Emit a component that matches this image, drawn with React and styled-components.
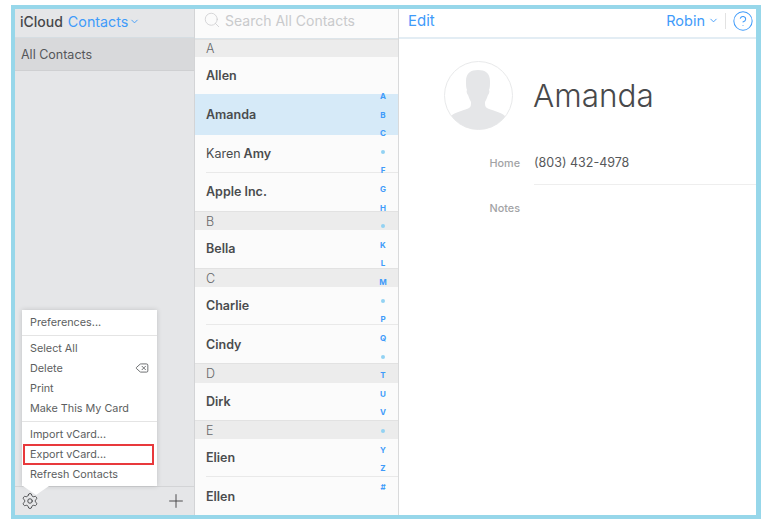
import React from 'react';
import styled, { createGlobalStyle } from 'styled-components';
import { Search, ChevronDown, Settings, Delete, Plus, CircleHelp } from 'lucide-react';

const GlobalStyle = createGlobalStyle`
    html, body {
        margin: 0;
        padding: 0;
        background: #ffffff;
    }
    *, *::before, *::after {
        box-sizing: border-box;
    }
`;

// --- Page frame ---

const Page = styled.div`
    width: 772px;
    height: 521px;
    padding: 5px 11px 2px 11px;
    font-family: Inter, "Liberation Sans", sans-serif;
    color: #444648;
    overflow: hidden;
`;

const Frame = styled.div`
    width: 750px;
    height: 514px;
    border: solid #97d7ea;
    border-width: 4px 5px 4px 4px;
    display: flex;
    background: #ffffff;
`;

// --- Sidebar ---

const Sidebar = styled.aside`
    position: relative;
    width: 180px;
    display: flex;
    flex-direction: column;
    background: #e5e6e8;
    border-right: 1px solid #d3d4d6;
`;

const SidebarHead = styled.div`
    height: 29px;
    padding: 0 0 3px 5px;
    display: flex;
    align-items: center;
    gap: 5px;
    border-bottom: 1px solid #d5dde2;
`;

const Brand = styled.span`
    color: #45474a;
    font-size: 14px;
    font-weight: 500;
`;

const BlueLink = styled.span`
    color: #3f9bfa;
    display: inline-flex;
    align-items: center;
    gap: ${p => p.$gap || 0}px;
    font-size: ${p => p.$size || 14.3}px;
`;

const GroupRow = styled.div`
    height: 33px;
    padding-left: 6px;
    display: flex;
    align-items: center;
    font-size: 12.5px;
    color: #55575a;
    background: #d8d9db;
    border-bottom: 1px solid #cfd0d2;
`;

const SidebarFoot = styled.div`
    margin-top: auto;
    height: 29px;
    padding: 0 7px 0 6px;
    display: flex;
    align-items: center;
    justify-content: space-between;
    color: #3f4143;
    border-top: 1px solid #d3d4d6;
`;

// --- Popup menu, floats over the sidebar ---

const Menu = styled.div`
    position: absolute;
    left: 7px;
    bottom: 29px;
    width: 135px;
    padding: 3px 0 1px;
    background: #ffffff;
    box-shadow: 0 0 5px rgba(0, 0, 0, 0.16);

    &::after {
        content: '';
        position: absolute;
        left: 1px;
        bottom: -9px;
        border-style: solid;
        border-width: 9px 13px 0 13px;
        border-color: #ffffff transparent transparent transparent;
    }
`;

const MenuItem = styled.div`
    position: relative;
    height: 20.3px;
    padding: 0 8px;
    display: flex;
    align-items: center;
    justify-content: space-between;
    font-size: 10.8px;
    color: #5c5e60;
`;

const Highlight = styled(MenuItem)`
    &::before {
        content: '';
        position: absolute;
        left: 1px;
        top: 0;
        width: 131px;
        height: 21px;
        border: 2px solid #e8393c;
    }
`;

const MenuRule = styled.div`
    height: 1px;
    margin: 2px 0;
    background: #e4e4e4;
`;

// --- Contact list ---

const ListPane = styled.section`
    position: relative;
    width: 204px;
    display: flex;
    flex-direction: column;
    background: #fbfbfb;
    border-right: 1px solid #d9dadb;
`;

const SearchBar = styled.div`
    height: 30px;
    padding: 0 0 7px 8px;
    display: flex;
    align-items: center;
    gap: 4px;
    font-size: 14px;
    color: #c9cacc;
    border-bottom: 1px solid #dde5ea;
`;

const SectionHead = styled.div`
    height: ${p => p.$h || 19}px;
    padding-left: 11px;
    display: flex;
    align-items: center;
    font-size: 12.5px;
    font-weight: 300;
    color: #66686a;
    background: #ececec;
    border-top: 1px solid #e2e2e2;
`;

const ContactRow = styled.div`
    position: relative;
    height: ${p => p.$h || 38}px;
    padding: ${p => (p.$low ? '1px 0 0 11px' : '0 0 1px 11px')};
    display: flex;
    align-items: center;
    gap: 3px;
    font-size: 12.5px;
    color: #4a4c4e;
    background: ${p => (p.$active ? '#d6eaf8' : 'transparent')};

    &::after {
        content: '';
        display: ${p => (p.$rule ? 'block' : 'none')};
        position: absolute;
        left: 11px;
        right: 0;
        bottom: 0;
        height: 1px;
        background: #e9e9e9;
    }
`;

const Strong = styled.span`
    font-weight: 600;
`;

const Light = styled.span`
    font-weight: 400;
`;

const AlphaIndex = styled.div`
    position: absolute;
    top: 82px;
    right: 10px;
    width: 10px;
    height: 401px;
    display: flex;
    flex-direction: column;
    justify-content: space-between;
    align-items: center;
`;

const AlphaItem = styled.span`
    height: 10px;
    line-height: 10px;
    font-size: 8px;
    font-weight: 700;
    color: #3f9bfa;
`;

const AlphaDot = styled.span`
    width: 4px;
    height: 4px;
    margin: 3px 0;
    border-radius: 50%;
    background: #93d2f3;
`;

// --- Detail pane ---

const Detail = styled.main`
    flex: 1;
    display: flex;
    flex-direction: column;
`;

const DetailHead = styled.div`
    height: 30px;
    padding: 0 2px 5px 9px;
    display: flex;
    align-items: center;
    justify-content: space-between;
    border-bottom: 2px solid #e3edf4;
`;

const HeadRight = styled.div`
    display: flex;
    align-items: center;
    gap: 6px;
`;

const HeadDivider = styled.span`
    width: 1px;
    height: 16px;
    background: #e2e2e2;
`;

const Profile = styled.div`
    padding: 22px 0 0 45px;
    display: flex;
    align-items: center;
    gap: 20px;
`;

const ContactName = styled.h1`
    margin: 0;
    font-size: 31.5px;
    font-weight: 300;
    color: #48494b;
`;

const Field = styled.div`
    margin-top: ${p => p.$top}px;
    display: grid;
    grid-template-columns: 135px 1fr;
    align-items: center;
`;

const FieldLabel = styled.span`
    padding-right: 14px;
    text-align: right;
    font-size: 10.8px;
    font-weight: 500;
    color: #a2a3a5;
`;

const FieldValue = styled.span`
    height: 44px;
    display: flex;
    align-items: center;
    font-size: 12.5px;
    color: #56585a;
    border-bottom: ${p => (p.$rule ? '1px solid #eeeeee' : 'none')};
`;

// --- Data ---

const letters = ['A', 'B', 'C', '•', 'F', 'G', 'H', '•', 'K', 'L', 'M', '•', 'P', 'Q', '•', 'T', 'U', 'V', '•', 'Y', 'Z', '#'];

function Avatar() {
    return (
        <svg width="69" height="69" viewBox="0 0 69 69">
            <defs>
                <clipPath id="avatar-clip">
                    <circle cx="34.5" cy="34.5" r="34" />
                </clipPath>
            </defs>
            <circle cx="34.5" cy="34.5" r="34" fill="#ffffff" stroke="#e8e9ea" />
            <path
                clipPath="url(#avatar-clip)"
                fill="#e5e6e8"
                d="M34 9c-7 0-12 3-12 11 0 4 0 7 1 9-1 1 0 4 1 5 1 3 2 5 3 7 0 3 0 5-2 6-3 2-14 4-18 8v14h54V55c-4-4-15-6-18-8-2-1-2-3-2-6 1-2 2-4 3-7 1-1 2-4 1-5 1-2 1-5 1-9 0-8-5-11-12-11z"
            />
        </svg>
    );
}

function App() {
    return (
        <Page>
            <GlobalStyle />
            <Frame>
                <Sidebar>
                    <SidebarHead>
                        <Brand>iCloud</Brand>
                        <BlueLink $gap={1}>Contacts <ChevronDown size={11} strokeWidth={2} /></BlueLink>
                    </SidebarHead>
                    <GroupRow>All Contacts</GroupRow>
                    <SidebarFoot>
                        <Settings size={18} strokeWidth={1.2} />
                        <Plus size={22} strokeWidth={1} />
                    </SidebarFoot>
                    <Menu>
                        <MenuItem>Preferences...</MenuItem>
                        <MenuRule />
                        <MenuItem>Select All</MenuItem>
                        <MenuItem>Delete <Delete size={14} strokeWidth={1.5} /></MenuItem>
                        <MenuItem>Print</MenuItem>
                        <MenuItem>Make This My Card</MenuItem>
                        <MenuRule />
                        <MenuItem>Import vCard...</MenuItem>
                        <Highlight>Export vCard...</Highlight>
                        <MenuItem>Refresh Contacts</MenuItem>
                    </Menu>
                </Sidebar>

                <ListPane>
                    <SearchBar>
                        <Search size={18} strokeWidth={1} />
                        Search All Contacts
                    </SearchBar>
                    <SectionHead $h={18}>A</SectionHead>
                    <ContactRow $h={37}><Strong>Allen</Strong></ContactRow>
                    <ContactRow $h={41} $active><Strong>Amanda</Strong></ContactRow>
                    <ContactRow $rule><Light>Karen</Light> <Strong>Amy</Strong></ContactRow>
                    <ContactRow><Strong>Apple Inc.</Strong></ContactRow>
                    <SectionHead>B</SectionHead>
                    <ContactRow><Strong>Bella</Strong></ContactRow>
                    <SectionHead>C</SectionHead>
                    <ContactRow $rule><Strong>Charlie</Strong></ContactRow>
                    <ContactRow $low><Strong>Cindy</Strong></ContactRow>
                    <SectionHead $h={20}>D</SectionHead>
                    <ContactRow $h={37}><Strong>Dirk</Strong></ContactRow>
                    <SectionHead>E</SectionHead>
                    <ContactRow $rule><Strong>Elien</Strong></ContactRow>
                    <ContactRow $low><Strong>Ellen</Strong></ContactRow>
                    <AlphaIndex>
                        {letters.map((l, i) => (
                            l === '•' ? <AlphaDot key={i} /> : <AlphaItem key={i}>{l}</AlphaItem>
                        ))}
                    </AlphaIndex>
                </ListPane>

                <Detail>
                    <DetailHead>
                        <BlueLink $size={15}>Edit</BlueLink>
                        <HeadRight>
                            <BlueLink $gap={3} $size={14.5}>Robin <ChevronDown size={11} strokeWidth={2} /></BlueLink>
                            <HeadDivider />
                            <BlueLink><CircleHelp size={22} strokeWidth={1.1} /></BlueLink>
                        </HeadRight>
                    </DetailHead>
                    <Profile>
                        <Avatar />
                        <ContactName>Amanda</ContactName>
                    </Profile>
                    <Field $top={11}>
                        <FieldLabel>Home</FieldLabel>
                        <FieldValue $rule>(803) 432-4978</FieldValue>
                    </Field>
                    <Field $top={1}>
                        <FieldLabel>Notes</FieldLabel>
                        <FieldValue />
                    </Field>
                </Detail>
            </Frame>
        </Page>
    );
}

export default App;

○ ○ ○

◆ **Requirement**
Say how many lines of the material contain the word "components", with no other text.

◆ **Expected answer**
2